Comme "l'air est poreux à l'inconnu", les mots de Jean-Vincent Verdonnet le sont aussi, tant ils sont irrigués par cela qu'ils ne peuvent saisir, cela qui par capillarité remonte, cela qui explique que sa poésie nous donne moins accès à ce que l'on peut voir du monde qu'à ce qui monte du fonds obscur des choses.

De même que pour que le regard tourne à l'écoute et l'écoute à la vision, il faut que "l'oubli de soi triomphe / dans le ballet de la lumière", de même le poème de Jean-Vincent Verdonnet n'est lisible, vraiment, que si la même tourne opère, c'est-à-dire si nous savons nous retenir de projeter notre moi imaginaire et ses constructions préformées sur ses "traces justes", sur son "espère"; si nous savons pratiquer cette pudeur de l'éloignement qui sait se tenir suffisamment en retrait pour qu'à partir de l'appel créé par ce mouvement même, les mots du poème nous arrivent et que ce soit à partir des yeux qu'ils auront ouverts en nous que nous le lisions, ce qui sera l'écouter, soit l'entendre en propre.

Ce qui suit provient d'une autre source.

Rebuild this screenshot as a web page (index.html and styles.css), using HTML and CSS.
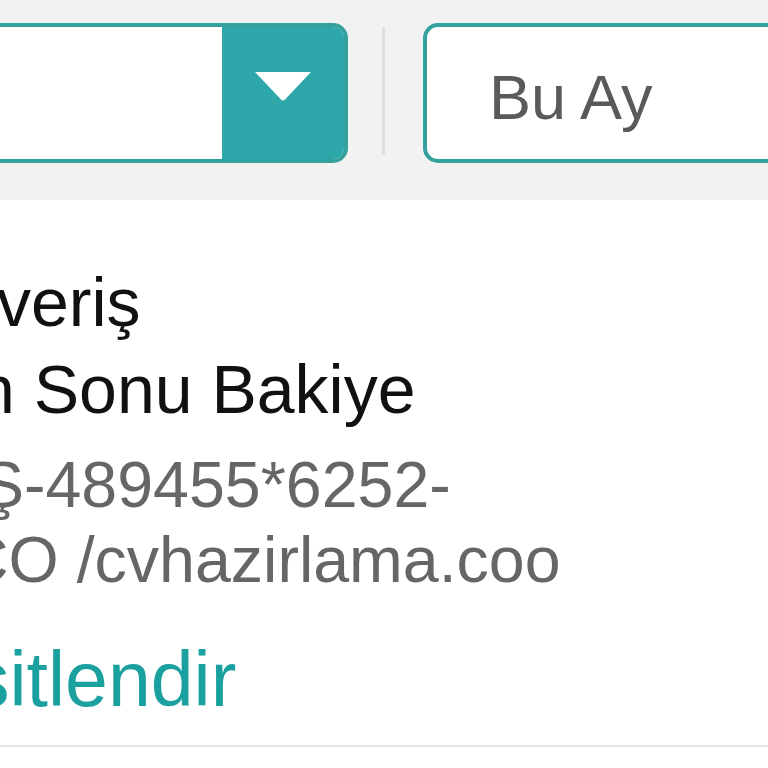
FILE: index.html
```html
<!DOCTYPE html>
<html lang="tr">
<head>
<meta charset="utf-8">
<title>Hesap Hareketleri</title>
<link rel="stylesheet" href="styles.css">
</head>
<body>
<div class="page">
  <div class="toolbar">
    <div class="select">
      <div class="select-field"></div>
      <div class="select-btn">
        <svg class="caret" width="56" height="29" viewBox="0 0 56 29" aria-hidden="true"><path d="M0 0 H56 L30 27.5 Q28 29.5 26 27.5 Z" fill="#ffffff"/></svg>
      </div>
    </div>
    <div class="sep"></div>
    <div class="period"><span class="period-text">Bu Ay</span></div>
  </div>
  <div class="content">
    <div class="title l1">veriş</div>
    <div class="title l2">n Sonu Bakiye</div>
    <div class="desc l3">Ş-489455*6252-</div>
    <div class="desc l4">CO /cvhazirlama.coo</div>
    <div class="link l5">sitlendir</div>
  </div>
  <div class="footer"></div>
</div>
</body>
</html>
```
FILE: styles.css
```css
html, body {
  margin: 0;
  padding: 0;
  background: #ffffff;
}
body {
  width: 768px;
  height: 768px;
  overflow: hidden;
  font-family: "Liberation Sans", Arial, Helvetica, sans-serif;
}
.page {
  width: 768px;
  overflow: hidden;
}
.toolbar {
  height: 200px;
  box-sizing: border-box;
  padding-top: 23px;
  background: #f2f2f2;
  display: flex;
  align-items: flex-start;
}
.select {
  margin-left: -24px;
  width: 372px;
  height: 140px;
  box-sizing: border-box;
  border: 4px solid #34a19c;
  border-radius: 15px;
  display: flex;
  overflow: hidden;
  flex-shrink: 0;
}
.select-field {
  flex: 1;
  background: #ffffff;
}
.select-btn {
  width: 122px;
  background: #2ea7aa;
  display: flex;
  align-items: center;
  justify-content: center;
  padding-bottom: 14px;
  box-sizing: border-box;
}
.caret {
  display: block;
}
.sep {
  margin-left: 34px;
  margin-top: 4px;
  width: 3px;
  height: 128px;
  background: #dedede;
  flex-shrink: 0;
}
.period {
  margin-left: 38px;
  margin-right: -60px;
  flex: 1;
  height: 140px;
  box-sizing: border-box;
  border: 4px solid #34a19c;
  border-radius: 15px;
  background: #ffffff;
  display: flex;
  align-items: center;
  padding-left: 62px;
  padding-top: 8px;
}
.period-text {
  font-size: 63px;
  line-height: 70px;
  color: #5a5a5a;
}
.content {
  padding-top: 59px;
  padding-bottom: 21px;
  background: #ffffff;
  white-space: nowrap;
}
.title {
  font-size: 68px;
  line-height: 87px;
  color: #111111;
}
.desc {
  font-size: 64.5px;
  line-height: 75px;
  color: #666666;
}
.link {
  font-size: 77px;
  line-height: 90px;
  color: #1aa19f;
}
.l1 { margin-left: -3px; }
.l2 { margin-left: -23px; }
.l3 { margin-left: -19px; margin-top: 15px; }
.l4 { margin-left: -38px; }
.l5 { margin-left: -29px; margin-top: 36px; }
.footer {
  border-top: 2px solid #e6e6e6;
  border-bottom: 1px solid #f4f4f4;
  height: 30px;
  background: #ffffff;
}
```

Cette parole qui sait que "le chemin toujours / devance nos pas", nous l'aimons, on le comprends mieux peut-être maintenant, parce qu'étant "la voix de tout ce qui se tait", elle entretient les marcheurs que nous sommes, tourmen­tés par l'infini, toujours en exil d'eux-mêmes, dans cet espoir que "retrouver / la piste perdue" est possible, ainsi suscite-t-elle toujours "l'espace d'un nouveau départ".

 

*

Sans lâcher sa lampe-tempête, l'homme s'est enfoncé dans la nuit. Il tient sous la sauvegarde de son halo "ce qui n'est plus très loin / mais ne saurait se révéler", jamais. En confiance, suivons-le. A la trace.

 

 

 

 


1 Où s'anime une trace (1976-1979), Tome II, Rougerie, 1996. Le premier tome, regroupant les recueils publiés entre 1951 et 1979, a paru en 1994. Deux autres devraient suivre. La plupart de nos citations sont extraites de ces deux volumes ainsi que de Ce qui demeure (Rougerie, 1984), Fugitif éclat de l'être (Rougerie, 1987), A chaque pas prenant congé (Rougerie, 1992) et A l'espère tu me rejoins(Rougerie, 1996).

2 Lettre à Jean-Vincent Verdonnet d'Yves Bonnefoy du 10 mai 1977, publiée dans La Sape, N°8_9, spécial Jean-Vincent Verdonnet, 1985.